Award-winning photojournalist Corky Lee passed away at the age of 73 on Wednesday due to complications from COVID-19.
The legendary photographer, who became known for his work covering the lives and struggles of the Asian American community,
started experiencing symptoms of the virus on Jan. 3, CNN
Lee was brought to the Long Island Jewish Hospital in Forest Hills on Jan. 7 and then moved to the ICU on Jan. 11.
With a career spanning over five decades, Lee became known as a community activist who pushed for the inclusion and recognition of Chinese Americans. He captured photos of events of cultural and political relevance, such as civil rights protests, immigration legislation and theatrical events, according to Reuters.
As a self-trained freelancer, Lee began his advocacy in 1965 while a student at Queens College, studying American history.
An official photo of the transcontinental railroad at Promontory Summit, Utah, piqued his interest as it did not show the Chinese workers who largely worked on it until its completion in 1868.
Lee would later organize a flash mob of about 250 Chinese Americans during the 145th-anniversary celebration of the Golden Spike Transcontinental Railroad.

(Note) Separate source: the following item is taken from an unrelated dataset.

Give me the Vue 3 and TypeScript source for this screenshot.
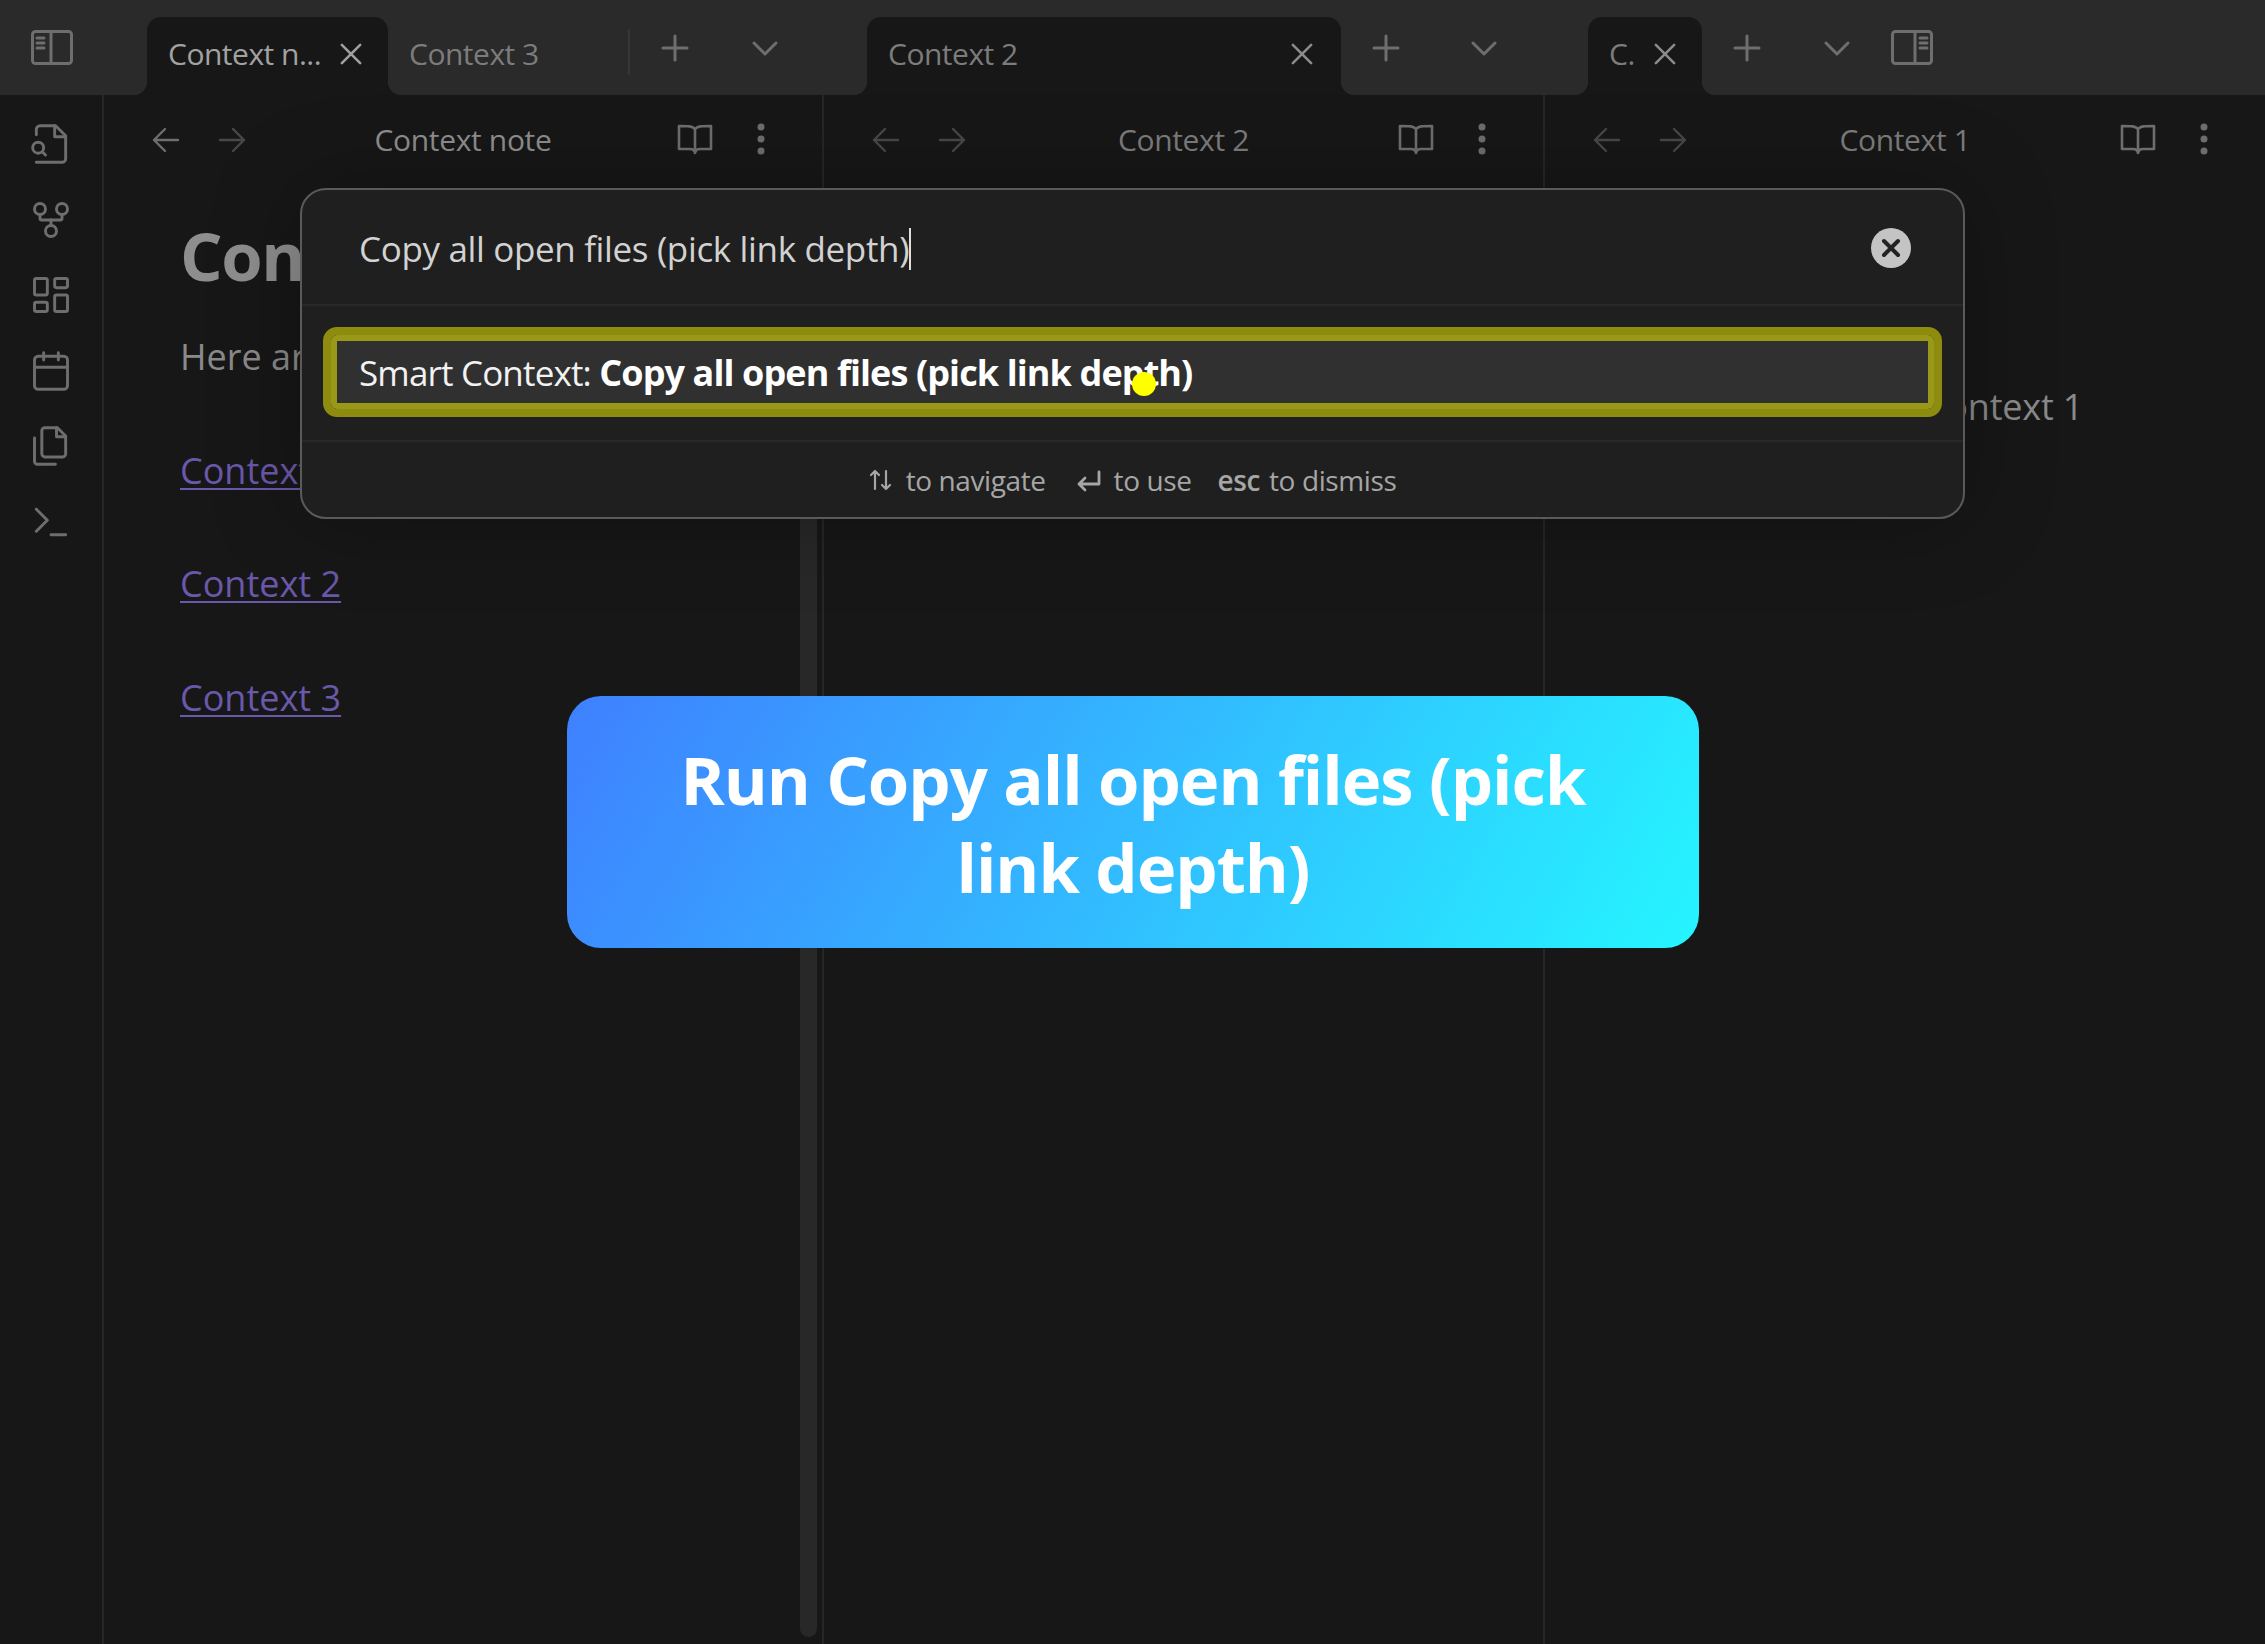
<script setup lang="ts">
interface Pane {
  title: string
  tabs: { label: string; active: boolean; width: number; close: boolean; sep?: boolean }[]
  backLit: boolean
}
const panes: Pane[] = [
  {
    title: 'Context note',
    backLit: true,
    tabs: [
      { label: 'Context n...', active: true, width: 241, close: true },
      { label: 'Context 3', active: false, width: 242, close: false, sep: true }
    ]
  },
  {
    title: 'Context 2',
    backLit: false,
    tabs: [{ label: 'Context 2', active: true, width: 474, close: true }]
  },
  {
    title: 'Context 1',
    backLit: false,
    tabs: [{ label: 'C.', active: true, width: 114, close: true }]
  }
]
const links: string[] = ['Context 1', 'Context 2', 'Context 3']
</script>

<template>
  <div class="app">
    <div class="corner">
      <svg class="toggle" viewBox="0 0 42 35" fill="none" stroke="currentColor" stroke-width="3" stroke-linecap="round">
        <rect x="1.5" y="1.5" width="39" height="32" rx="3" />
        <path d="M20 2v31M6 8h7M6 13h7M6 18h7" />
      </svg>
    </div>
    <div v-for="(pane, i) in panes" :key="'t' + i" class="tabbar" :class="'bar-' + i">
      <div
        v-for="tab in pane.tabs"
        :key="tab.label"
        class="tab"
        :class="{ active: tab.active, sep: tab.sep }"
        :style="{ width: tab.width + 'px' }"
      >
        <span class="tab-label">{{ tab.label }}</span>
        <svg v-if="tab.close" class="tab-x" viewBox="0 0 24 24" fill="none" stroke="currentColor" stroke-width="2.8" stroke-linecap="round">
          <path d="M2 2l20 20M22 2L2 22" />
        </svg>
      </div>
      <div class="act">
        <svg class="plus" viewBox="0 0 28 28" fill="none" stroke="currentColor" stroke-width="3" stroke-linecap="round">
          <path d="M14 2v24M2 14h24" />
        </svg>
      </div>
      <div class="act act-chev">
        <svg class="chev" viewBox="0 0 26 15" fill="none" stroke="currentColor" stroke-width="3" stroke-linecap="round" stroke-linejoin="round">
          <path d="M2 2l11 11L24 2" />
        </svg>
      </div>
      <svg v-if="i === 2" class="toggle right" viewBox="0 0 42 35" fill="none" stroke="currentColor" stroke-width="3" stroke-linecap="round">
        <rect x="1.5" y="1.5" width="39" height="32" rx="3" />
        <path d="M24 2v31M29 8h7M29 13h7M29 18h7" />
      </svg>
    </div>

    <aside class="ribbon">
      <svg viewBox="0 0 24 24"><path d="M4 22h14a2 2 0 0 0 2-2V7.5L14.5 2H6a2 2 0 0 0-2 2v3" /><path d="M14 2v6h6" /><path d="M5 17a3 3 0 1 0 0-6 3 3 0 0 0 0 6z" /><path d="m9 18-1.5-1.5" /></svg>
      <svg viewBox="0 0 24 24"><circle cx="12" cy="18" r="3" /><circle cx="6" cy="6" r="3" /><circle cx="18" cy="6" r="3" /><path d="M18 9v2c0 .6-.4 1-1 1H7c-.6 0-1-.4-1-1V9" /><path d="M12 12v3" /></svg>
      <svg viewBox="0 0 24 24"><rect width="7" height="9" x="3" y="3" rx="1" /><rect width="7" height="5" x="14" y="3" rx="1" /><rect width="7" height="9" x="14" y="12" rx="1" /><rect width="7" height="5" x="3" y="16" rx="1" /></svg>
      <svg viewBox="0 0 24 24"><path d="M8 2v4M16 2v4" /><rect width="18" height="18" x="3" y="4" rx="2" /><path d="M3 10h18" /></svg>
      <svg viewBox="0 0 24 24"><path d="M15.5 2H8.6c-.4 0-.8.2-1.1.5-.3.3-.5.7-.5 1.1v12.8c0 .4.2.8.5 1.1.3.3.7.5 1.1.5h9.8c.4 0 .8-.2 1.1-.5.3-.3.5-.7.5-1.1V6.5L15.5 2z" /><path d="M3 7.6v12.8c0 .4.2.8.5 1.1.3.3.7.5 1.1.5h9.8" /><path d="M15 2v5h5" /></svg>
      <svg viewBox="0 0 24 24"><path d="M4 17l6-6-6-6" /><path d="M12 19h8" /></svg>
    </aside>

    <section v-for="(pane, i) in panes" :key="'p' + i" class="pane" :class="'pane-' + i">
      <header class="head">
        <div class="nav">
          <svg class="arrow" :class="{ lit: pane.backLit }" viewBox="0 0 28 26" fill="none" stroke="currentColor" stroke-width="2.4" stroke-linecap="round" stroke-linejoin="round">
            <path d="M26 13H2M13 2L2 13l11 11" />
          </svg>
          <svg class="arrow" viewBox="0 0 28 26" fill="none" stroke="currentColor" stroke-width="2.4" stroke-linecap="round" stroke-linejoin="round">
            <path d="M2 13h24M15 2l11 11-11 11" />
          </svg>
        </div>
        <div class="title">{{ pane.title }}</div>
        <div class="tools">
          <svg class="book" viewBox="0 0 36 31" fill="none" stroke="currentColor" stroke-width="2.6" stroke-linecap="round" stroke-linejoin="round">
            <path d="M18 5C15 2 12 2 2 2v23h11c2.500 0 4.500 1 5 4 .5-3 2.500-4 5-4h11V2C24 2 21 2 18 5zM18 5v23" />
          </svg>
          <svg class="dots" viewBox="0 0 8 32" fill="currentColor">
            <circle cx="4" cy="4" r="3.500" /><circle cx="4" cy="16" r="3.500" /><circle cx="4" cy="28" r="3.500" />
          </svg>
        </div>
      </header>
      <div class="doc">
        <template v-if="i === 0">
          <h1>Context note</h1>
          <p>Here are the notes:</p>
          <p v-for="l in links" :key="l"><a>{{ l }}</a></p>
        </template>
        <p v-else-if="i === 2" class="note">This is the note of Context 1</p>
      </div>
      <div v-if="i === 0" class="thumb"></div>
    </section>

    <div class="modal">
      <div class="query">
        <span class="query-text">Copy all open files (pick link depth)</span>
        <span class="clear">
          <svg viewBox="0 0 40 40" fill="none" stroke="#232323" stroke-width="4" stroke-linecap="round"><path d="M13 13l14 14M27 13L13 27" /></svg>
        </span>
      </div>
      <div class="results">
        <div class="hit">Smart Context: <b>Copy all open files (pick link depth)</b></div>
      </div>
      <div class="hints">
        <span class="hint">
          <svg class="hint-ic" viewBox="0 0 24 24" fill="none" stroke="currentColor" stroke-width="2.2" stroke-linecap="round" stroke-linejoin="round">
            <path d="M6 21V3M2 7l4-4 4 4M17 3v18M13 17l4 4 4-4" />
          </svg>
          to navigate
        </span>
        <span class="hint hint-use">
          <svg class="hint-ic" viewBox="0 0 24 24" fill="none" stroke="currentColor" stroke-width="2.800" stroke-linecap="round" stroke-linejoin="round">
            <path d="M22 4v12H2M8 10l-6 6 6 6" />
          </svg>
          to use
        </span>
        <span class="hint hint-esc"><b>esc</b> to dismiss</span>
      </div>
    </div>

    <div class="cursor"></div>
    <div class="banner">Run Copy all open files (pick link depth)</div>
  </div>
</template>

<style>
html, body { margin: 0; background: #171717; }
</style>

<style scoped>
.app {
  position: relative;
  width: 2265px;
  height: 1644px;
  overflow: hidden;
  display: grid;
  grid-template-columns: 104px 720px 721px 1fr;
  grid-template-rows: 95px 1fr;
  background: #171717;
  font-family: "Open Sans", "Noto Sans", sans-serif;
  color: #9a9a9a;
}
.corner, .tabbar { background: #2a2a2a; }
.corner { padding: 30px 0 0 31px; color: #6e6e6e; }
.toggle { width: 42px; height: 35px; display: block; color: #6e6e6e; }
.toggle.right { margin: 30px 0 0 9px; }
.tabbar { display: flex; padding-left: 43px; }
.tab {
  position: relative;
  box-sizing: border-box;
  height: 78px;
  margin-top: 17px;
  padding: 0 26px 0 21px;
  display: flex;
  align-items: center;
  justify-content: space-between;
  border-radius: 14px 14px 0 0;
  font-size: 30px;
  letter-spacing: -0.5px;
  color: #7c7c7c;
}
.tab-label { position: relative; top: -3px; white-space: nowrap; }
.tab.active { background: #171717; }
.tab.active::before, .tab.active::after {
  content: "";
  position: absolute;
  bottom: 0;
  width: 14px;
  height: 14px;
}
.tab.active::before { left: -14px; background: radial-gradient(circle at 0 0, transparent 14px, #171717 14.5px); }
.tab.active::after { right: -14px; background: radial-gradient(circle at 100% 0, transparent 14px, #171717 14.5px); }
.bar-0 .tab.active { color: #a2a2a2; }
.bar-0 .tab-x { color: #a0a0a0; }
.bar-1 .tab { padding-right: 28px; }
.bar-1 .act-chev { margin-left: 8px; }
.tab.sep::after {
  content: "";
  position: absolute;
  right: 0;
  top: 12px;
  height: 46px;
  width: 2px;
  background: #363636;
}
.tab-x { width: 22px; height: 22px; color: #8c8c8c; position: relative; top: -2px; flex: none; }
.act { width: 90px; height: 96px; display: flex; align-items: center; justify-content: center; color: #6e6e6e; flex: none; }
.plus { width: 28px; height: 28px; }
.chev { width: 26px; height: 15px; }

.ribbon {
  border-right: 2px solid #262626;
  box-sizing: border-box;
  padding-top: 27px;
  display: flex;
  flex-direction: column;
  align-items: center;
  gap: 31.600px;
}
.ribbon svg {
  width: 44px;
  height: 44px;
  fill: none;
  stroke: #6e6e6e;
  stroke-width: 1.600;
  stroke-linecap: round;
  stroke-linejoin: round;
}
.pane { position: relative; min-width: 0; box-sizing: border-box; }
.pane-0, .pane-1 { border-right: 2px solid #262626; }
.head {
  height: 88px;
  display: grid;
  grid-template-columns: 1fr auto 1fr;
  align-items: center;
  padding: 0 48px;
}
.nav { display: flex; gap: 38px; margin-top: 2px; }
.arrow { width: 28px; height: 26px; color: #484848; }
.arrow.lit { color: #6e6e6e; }
.title { font-size: 30px; letter-spacing: -0.35px; color: #7c7c7c; }
.pane-0 .title { color: #8e8e8e; }
.tools { display: flex; justify-content: flex-end; align-items: center; gap: 44px; color: #6e6e6e; margin-right: 9px; }
.book { width: 36px; height: 31px; }
.dots { width: 8px; height: 32px; }
.doc { padding: 35px 76px 0; }
.doc h1 {
  margin: 0 0 40px;
  font-size: 67px;
  line-height: 74px;
  font-weight: 700;
  letter-spacing: -1.5px;
  color: #8e8e8e;
  white-space: nowrap;
}
.doc p {
  margin: 0 0 63.500px;
  font-size: 36px;
  line-height: 50px;
  letter-spacing: 0;
  color: #8a8a8a;
  white-space: nowrap;
}
.doc a { color: #6a58ab; text-decoration: underline; text-underline-offset: 4px; text-decoration-thickness: 2px; }
.doc .note { margin-top: 164px; letter-spacing: -0.2px; }
.thumb {
  position: absolute;
  right: 5px;
  top: 95px;
  bottom: 7px;
  width: 17px;
  border-radius: 0 0 9px 9px;
  background: #282828;
}

.modal {
  position: absolute;
  left: 300px;
  top: 188px;
  width: 1665px;
  height: 331px;
  box-sizing: border-box;
  border: 2px solid #5a5a5a;
  border-radius: 26px;
  background: #1f1f1f;
  box-shadow: 0 0 90px rgba(0, 0, 0, 0.28);
  display: flex;
  flex-direction: column;
}
.query {
  height: 116px;
  box-sizing: border-box;
  flex: none;
  display: flex;
  align-items: center;
  justify-content: space-between;
  padding: 0 52px 0 57px;
  border-bottom: 2px solid #282828;
}
.query-text {
  font-size: 35px;
  letter-spacing: -0.35px;
  line-height: 42px;
  color: #d2d2d2;
  border-right: 2px solid #dedede;
  white-space: nowrap;
  position: relative;
  top: 2px;
}
.clear {
  width: 40px;
  height: 40px;
  border-radius: 50%;
  background: #c4c4c4;
  display: block;
  margin-top: 2px;
}
.clear svg { display: block; width: 40px; height: 40px; }
.results {
  height: 136px;
  box-sizing: border-box;
  flex: none;
  padding: 21px 21px 0;
  border-bottom: 2px solid #282828;
}
.hit {
  height: 90px;
  box-sizing: border-box;
  border: 8px solid #8e8c0e;
  border-radius: 14px;
  background: #303030;
  box-shadow: inset 0 0 0 6px #9a9818;
  padding: 7px 0 0 28px;
  font-size: 35px;
  line-height: 62px;
  letter-spacing: -0.83px;
  color: #f2f2f2;
  white-space: nowrap;
}
.hit b { font-size: 36px; font-weight: 700; color: #fff; letter-spacing: -0.9px; }
.hints {
  flex: 1;
  display: flex;
  align-items: center;
  justify-content: center;
  gap: 28px;
  font-size: 28px;
  letter-spacing: -0.4px;
  color: #a6a6a6;
}
.hint { display: flex; align-items: center; gap: 13px; white-space: nowrap; }
.hint-use { margin-left: 3px; }
.hint-esc { gap: 9px; margin-left: -2px; }
.hint b { font-weight: 600; color: #a6a6a6; }
.hint-ic { width: 24px; height: 24px; }
.cursor {
  position: absolute;
  left: 1132px;
  top: 372px;
  width: 24px;
  height: 24px;
  border-radius: 50%;
  background: #ffff00;
}
.banner {
  position: absolute;
  left: 567px;
  top: 696px;
  width: 1132px;
  height: 252px;
  box-sizing: border-box;
  padding: 39px 70px 0;
  border-radius: 34px;
  background: linear-gradient(120deg, #3f80ff 0%, #25f5ff 100%);
  color: #fff;
  font-size: 67px;
  line-height: 88px;
  font-weight: 700;
  letter-spacing: -1px;
  text-align: center;
}
</style>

During the gathering that he called a “Photographic Act of Justice,” many of the descendants of the workers wore period costumes and posed for his photo.
He was instrumental in inspiring a protest march from Chinatown to City Hall in 1975 with the New York Post publishing his photo on the front page, featuring a Chinese American man bloodied by New York City police.
Using his camera, Lee also documented the protests against the murder of Vincent Chin, a young Chinese American killed by local autoworkers in Detroit in 1982.
Lee’s family released a statement on Wednesday evening, grieving the passing of the remarkable photographer.
“It is with great sadness that we announce the passing of Corky (Young Kwok) Lee. Corky, as he was known to the Asian American community, was everywhere. He always had a camera around his neck, documenting a community event, capturing a social injustice for the record and even correcting the social injustice of an historical event that took place well over a century ago. He did what he loved and we loved him for it.”
“(Corky) had a very unique lens. His passion was to rediscover, document and champion through his images the plight of all Americans but most especially that of Asian and Pacific Islanders,” the statement added. “He has left us with what is likely to be the single largest repository of the photographic history of Asian Americans of the past half century.”
Lee is survived by his partner, Karen Zhou, his brother, John Lee, and sister-in-law, his elder sister’s husband, and both siblings’ children.